As a motorist, you must ensure your driving does not have a negative impact on others, and this also applies to how your car is kept, especially your windscreen. After all, a filthy windscreen could impair your vision and consequently your decision making and reaction times. Under Regulation 30 of The Road Vehicles (Construction and Use) Regulations 1986, drivers are warned they must keep all glass clear of obstruction. The law states: ‘All glass or other transparent material fitted to a motor vehicle shall be maintained in such condition that it does not obscure the vision of the driver while the vehicle is being driven on a road.’ A dirty or muddy surface could see you charged with careless driving which carries a £100 on-the-spot fine and three penalty points on your licence. Best advice, always keep your windscreen crystal clear and your screen wash topped up.

Watch that space


If you have stopped on a hill in traffic, always allow a little extra room in case the vehicle in front of you should roll back slightly.
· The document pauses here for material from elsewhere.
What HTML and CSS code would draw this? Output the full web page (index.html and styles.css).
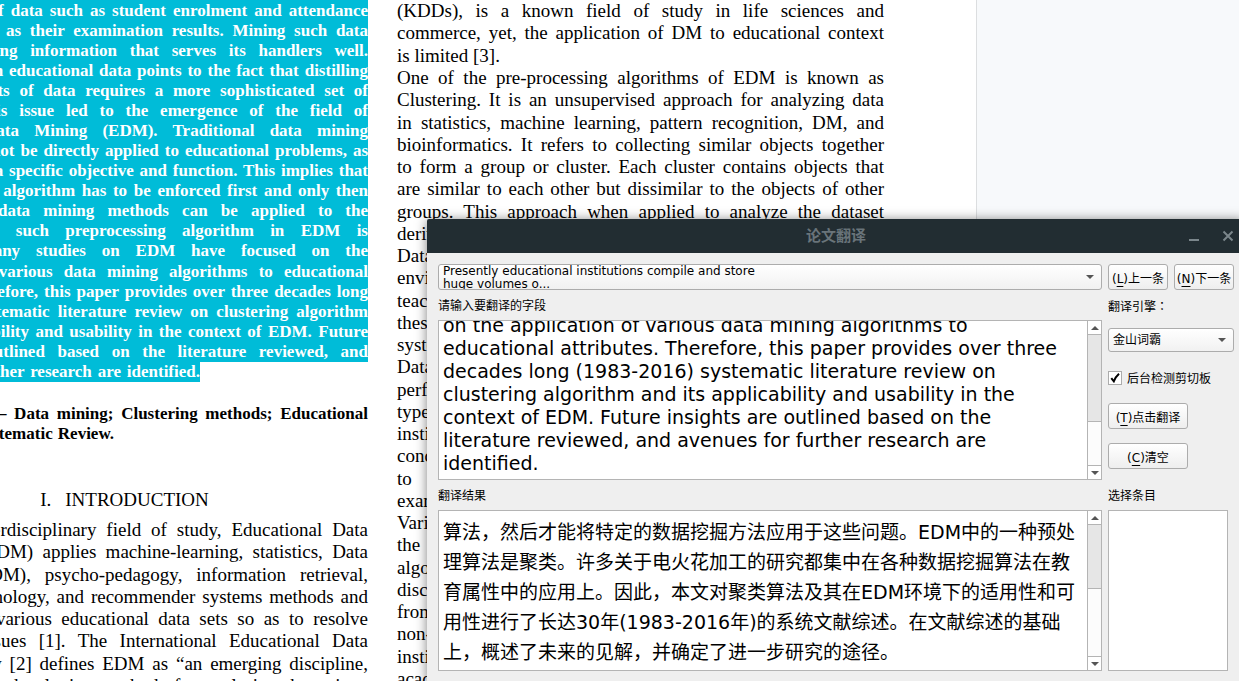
FILE: index.html
```html
<!DOCTYPE html>
<html lang="zh-CN">
<head>
<meta charset="utf-8">
<title>论文翻译</title>
<link rel="stylesheet" href="styles.css">
</head>
<body>
<main class="viewer">
  <article class="paper" lang="en">
    <section class="column column--left">
      <div class="abstract abstract--marked">
        <p class="line">huge volumes of data such as student enrolment and attendance</p>
        <p class="line">records as well as their examination results. Mining such data</p>
        <p class="line">yields stimulating information that serves its handlers well.</p>
        <p class="line">Rapid growth in educational data points to the fact that distilling</p>
        <p class="line">massive amounts of data requires a more sophisticated set of</p>
        <p class="line">algorithms. This issue led to the emergence of the field of</p>
        <p class="line">Educational Data Mining (EDM). Traditional data mining</p>
        <p class="line">algorithms cannot be directly applied to educational problems, as</p>
        <p class="line">they may have a specific objective and function. This implies that</p>
        <p class="line">a preprocessing algorithm has to be enforced first and only then</p>
        <p class="line">some specific data mining methods can be applied to the</p>
        <p class="line">problems. One such preprocessing algorithm in EDM is</p>
        <p class="line">Clustering. Many studies on EDM have focused on the</p>
        <p class="line">application of various data mining algorithms to educational</p>
        <p class="line">attributes. Therefore, this paper provides over three decades long</p>
        <p class="line">(1983-2016) systematic literature review on clustering algorithm</p>
        <p class="line">and its applicability and usability in the context of EDM. Future</p>
        <p class="line">insights are outlined based on the literature reviewed, and</p>
        <p class="line line--end">avenues for further research are identified.</p>
      </div>
      <div class="abstract abstract--keywords">
        <p class="line line--indent">Keywords — Data mining; Clustering methods; Educational</p>
        <p class="line line--short">Technology; Systematic Review.</p>
      </div>
      <h2 class="heading"><span>I.</span><span>INTRODUCTION</span></h2>
      <div class="body">
        <p class="line line--cap">As an interdisciplinary field of study, Educational Data</p>
        <p class="line line--cap">Mining (EDM) applies machine-learning, statistics, Data</p>
        <p class="line line--cap">Mining (DM), psycho-pedagogy, information retrieval,</p>
        <p class="line">cognitive psychology, and recommender systems methods and</p>
        <p class="line">techniques to various educational data sets so as to resolve</p>
        <p class="line">educational issues [1]. The International Educational Data</p>
        <p class="line">Mining Society [2] defines EDM as “an emerging discipline,</p>
        <p class="line">concerned with developing methods for exploring the unique</p>
      </div>
    </section>
    <section class="column column--right">
      <div class="body">
        <p class="line">(KDDs), is a known field of study in life sciences and</p>
        <p class="line">commerce, yet, the application of DM to educational context</p>
        <p class="line line--left">is limited [3].</p>
      </div>
      <div class="body">
        <p class="line">One of the pre-processing algorithms of EDM is known as</p>
        <p class="line">Clustering. It is an unsupervised approach for analyzing data</p>
        <p class="line">in statistics, machine learning, pattern recognition, DM, and</p>
        <p class="line">bioinformatics. It refers to collecting similar objects together</p>
        <p class="line">to form a group or cluster. Each cluster contains objects that</p>
        <p class="line">are similar to each other but dissimilar to the objects of other</p>
        <p class="line">groups. This approach when applied to analyze the dataset</p>
        <p class="line line--left">derived</p>
      </div>
      <div class="body">
        <p class="line line--left">Data</p>
        <p class="line line--left">environments</p>
        <p class="line line--left">teaching</p>
        <p class="line line--left">these</p>
        <p class="line line--left">systems</p>
        <p class="line line--left">Data</p>
        <p class="line line--left">performance</p>
        <p class="line line--left">types</p>
        <p class="line line--left">institutions</p>
        <p class="line line--left">conducted</p>
        <p class="line line--left">to</p>
        <p class="line line--left">examine</p>
        <p class="line line--left">Various</p>
        <p class="line line--left">the</p>
        <p class="line line--left">algorithms</p>
        <p class="line line--left">discussed</p>
        <p class="line line--left">from</p>
        <p class="line line--left">non-</p>
        <p class="line line--left">institutional</p>
        <p class="line line--left">academic</p>
      </div>
    </section>
  </article>
</main>

<form class="dialog" aria-labelledby="dialog-title">
  <header class="titlebar">
    <h1 class="title" id="dialog-title">论文翻译</h1>
    <button class="winbtn" type="button" aria-label="最小化">
      <svg width="12" height="12" viewBox="0 0 12 12"><path d="M1 10h10" stroke="currentColor" stroke-width="2"/></svg>
    </button>
    <button class="winbtn" type="button" aria-label="关闭">
      <svg width="12" height="12" viewBox="0 0 12 12"><path d="M1.500 1.500l9 9M10.500 1.500l-9 9" stroke="currentColor" stroke-width="2"/></svg>
    </button>
  </header>
  <div class="content">
    <div class="combo">
      <select class="select select--history" aria-label="历史记录">
        <option>Presently educational institutions compile and store huge volumes o...</option>
      </select>
      <svg class="arrow" width="8" height="4" viewBox="0 0 8 4"><path d="M0 0h8L4 4z" fill="currentColor"/></svg>
    </div>
    <div class="pager">
      <button class="button" type="button">(<u>L</u>)上一条</button>
      <button class="button" type="button">(<u>N</u>)下一条</button>
    </div>

    <label class="label" for="source">请输入要翻译的字段</label>
    <label class="label" for="engine">翻译引擎<span class="colon" lang="zh-TW">：</span></label>

    <div class="editor">
      <textarea class="text text--source" id="source" lang="en">
Many studies on EDM have focused
on the application of various data mining algorithms to
educational attributes. Therefore, this paper provides over three
decades long (1983-2016) systematic literature review on
clustering algorithm and its applicability and usability in the
context of EDM. Future insights are outlined based on the
literature reviewed, and avenues for further research are
identified.</textarea>
      <div class="scrollbar scrollbar--source">
        <button class="step" type="button" aria-label="向上"><svg width="8" height="4" viewBox="0 0 8 4"><path d="M0 4h8L4 0z" fill="currentColor"/></svg></button>
        <div class="trough"><div class="rest"></div><div class="thumb"></div></div>
        <button class="step step--down" type="button" aria-label="向下"><svg width="8" height="4" viewBox="0 0 8 4"><path d="M0 0h8L4 4z" fill="currentColor"/></svg></button>
      </div>
    </div>
    <div class="side">
      <div class="combo">
        <select class="select" id="engine"><option>金山词霸</option></select>
        <svg class="arrow" width="8" height="4" viewBox="0 0 8 4"><path d="M0 0h8L4 4z" fill="currentColor"/></svg>
      </div>
      <label class="check">
        <span class="tick">
          <input class="box" type="checkbox" checked>
          <svg class="mark" width="10" height="10" viewBox="0 0 10 10"><path d="M1.300 5.200L3.800 8.300Q5.500 4 9 .8" fill="none" stroke="#000" stroke-width="2"/></svg>
        </span>
        后台检测剪切板
      </label>
      <button class="button button--wide" type="button">(<u>T</u>)点击翻译</button>
      <button class="button button--wide" type="button">(<u>C</u>)清空</button>
    </div>

    <label class="label" for="result">翻译结果</label>
    <span class="label" id="items-label">选择条目</span>

    <div class="editor">
      <textarea class="text text--result" id="result" readonly>
这意味着必须首先执行
算法，然后才能将特定的数据挖掘方法应用于这些问题。EDM中的一种预处理算法是聚类。许多关于电火花加工的研究都集中在各种数据挖掘算法在教育属性中的应用上。因此，本文对聚类算法及其在EDM环境下的适用性和可用性进行了长达30年(1983-2016年)的系统文献综述。在文献综述的基础上，概述了未来的见解，并确定了进一步研究的途径。</textarea>
      <div class="scrollbar scrollbar--result">
        <button class="step" type="button" aria-label="向上"><svg width="8" height="4" viewBox="0 0 8 4"><path d="M0 4h8L4 0z" fill="currentColor"/></svg></button>
        <div class="trough"><div class="rest"></div><div class="thumb"></div></div>
        <button class="step step--down" type="button" aria-label="向下"><svg width="8" height="4" viewBox="0 0 8 4"><path d="M0 0h8L4 4z" fill="currentColor"/></svg></button>
      </div>
    </div>
    <div class="items" role="listbox" aria-labelledby="items-label"></div>
  </div>
</form>
<script src="app.js"></script>
</body>
</html>
```
FILE: styles.css
```css
* { box-sizing: border-box; }

body {
  margin: 0;
  height: 100vh;
  overflow: hidden;
  position: relative;
  background: #f7f9fb;
  color: #000;
  font-family: "DejaVu Sans", "Noto Sans CJK SC", sans-serif;
  font-size: 12px;
}

p, h1, h2 { margin: 0; }

/* Document page */
.viewer { height: 100%; overflow: hidden; }

.paper {
  display: flex;
  gap: 29px;
  width: 977px;
  min-height: 100%;
  background: #fff;
  border-right: 1px solid #dcdee0;
  font-family: "Liberation Serif", serif;
}

.column { flex: none; width: 487px; }
.column--left { margin-left: -119px; }

.line {
  white-space: nowrap;
  text-align: justify;
  text-align-last: justify;
}
.line--left { text-align-last: left; }

.abstract {
  font-size: 17px;
  font-weight: bold;
  line-height: 20px;
}
.abstract--marked { color: #fff; }
.abstract--marked .line { background: #00bcd8; }
.abstract--marked .line:nth-child(13n + 1) { padding-top: 1px; }
.abstract--marked .line--end { width: 319px; }
.abstract--keywords { padding-top: 22px; }
.line--indent { padding-left: 27px; }
.line--short { width: 233px; }

.heading {
  display: flex;
  justify-content: center;
  gap: 14px;
  padding-top: 45px;
  font-size: 19px;
  font-weight: normal;
  line-height: 22px;
}

.body { font-size: 19px; line-height: 22px; }
.body .line:nth-child(4n + 2) { padding-bottom: 1px; }
.column--left .body { padding-top: 8px; }
.line--cap { padding-left: 32px; }

/* Translator window */
.dialog {
  position: absolute;
  top: 219px;
  left: 427px;
  right: -6px;
  background: #efefef;
  border-radius: 3px 3px 0 0;
  box-shadow: 0 1px 12px rgba(0, 0, 0, .5);
}

.titlebar {
  display: grid;
  grid-template-columns: 1fr 34px 34px;
  align-items: center;
  height: 34px;
  background: #222d32;
  color: #69747a;
  border-radius: 2px 2px 0 0;
}
.title {
  padding-left: 68px;
  text-align: center;
  font-size: 15px;
  line-height: 34px;
  font-weight: bold;
}
.winbtn {
  display: grid;
  place-items: center;
  width: 34px;
  height: 34px;
  padding: 0;
  border: 0;
  background: none;
  color: #7b868b;
}

.content {
  display: grid;
  grid-template-columns: 1fr 126px;
  grid-template-rows: 26px 30px 160px 30px 161px;
  column-gap: 6px;
  padding: 11px 11px 12px;
}

.combo { display: grid; align-items: center; position: relative; }
.combo .arrow { position: absolute; right: 8px; color: #555; pointer-events: none; }

.select {
  appearance: none;
  width: 100%;
  height: 24px;
  padding: 0 4px;
  border: 1px solid #acacac;
  border-radius: 3px;
  background: linear-gradient(#fff, #f1f1f1);
  color: #000;
  font: inherit;
}
.select--history {
  height: 26px;
  padding-right: 330px;
  white-space: normal;
  line-height: 13px;
}

.pager { display: flex; gap: 6px; }

.button {
  flex: 1;
  height: 26px;
  padding: 0;
  border: 1px solid #acacac;
  border-radius: 3px;
  background: linear-gradient(#fff, #eee);
  color: #000;
  font: inherit;
  white-space: nowrap;
}
.button u { text-underline-offset: 3px; }
.button--wide { flex: none; width: 80px; }

.label { align-self: center; padding-top: 2px; line-height: 18px; }
.colon { font-family: "Noto Sans CJK TC", sans-serif; }

.editor {
  display: flex;
  border: 1px solid #b4b4b4;
  background: #fff;
}
.text {
  flex: 1;
  min-width: 0;
  padding: 4px;
  border: 0;
  outline: 0;
  resize: none;
  overflow: hidden;
  background: #fff;
  color: #000;
  font: inherit;
  font-size: 19px;
}
.text--source { line-height: 23px; }
.text--result { line-height: 30px; padding-bottom: 3px; }

.scrollbar {
  display: flex;
  flex-direction: column;
  width: 14px;
  border-left: 1px solid #b4b4b4;
}
.step {
  display: grid;
  place-items: center;
  height: 14px;
  padding: 0;
  border: 0;
  border-bottom: 1px solid #b4b4b4;
  background: #fff;
  color: #555;
}
.step--down { border-bottom: 0; border-top: 1px solid #b4b4b4; }
.trough { flex: 1; display: flex; flex-direction: column; }
.rest { background: #e6e6e6; border-bottom: 1px solid #b4b4b4; }
.thumb { flex: 1; background: #fcfcfc; }
.scrollbar--source .rest { height: 67%; }
.scrollbar--result .rest { height: 49%; }

.side {
  display: flex;
  flex-direction: column;
  gap: 14px;
  padding-top: 8px;
}
.check { display: flex; align-items: center; gap: 5px; height: 23px; }
.tick { display: grid; place-items: center; }
.box {
  grid-area: 1 / 1;
  appearance: none;
  width: 14px;
  height: 14px;
  margin: 0;
  border: 1px solid #acacac;
  background: #fff;
}
.mark { grid-area: 1 / 1; position: relative; pointer-events: none; }

.items { width: 120px; border: 1px solid #b4b4b4; background: #fff; }
```
FILE: app.js
```js
// Keep both editors showing the end of their text.
document.querySelectorAll(".text").forEach(function (box) {
  box.scrollTop = box.scrollHeight;
});
```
The driver may not have applied the handbrake firmly enough, or may make such a clumsy start that their vehicle rolls back a couple of feet before it moves forward, so always leave an extra few feet as a margin. The fact that learners — and some more experienced drivers — have been known to select reverse instead of first emphasises the value of leaving that extra gap when you have to wait in traffic on a hill.

Splashing out

You may think driving through puddles or roadside water is a bit of fun, but anyone who has been drenched would probably welcome a financial penalty for the driver. Under section three of the Road Traffic Act 1988, it is illegal to splash someone as it amounts to driving ‘without reasonable consideration for other persons.’ Those found guilty of deliberately splashing pedestrians face a £100 fixed penalty notice and three penalty points if caught by police. If you are deemed to be driving in a manner that ‘amounts to a clear act of incompetence, selfishness, impatience, and aggressiveness’ then the maximum punishment of a £5,000 fine could be imposed. Best advice: always watch out for pedestrians and other road users and avoid unwanted soakings.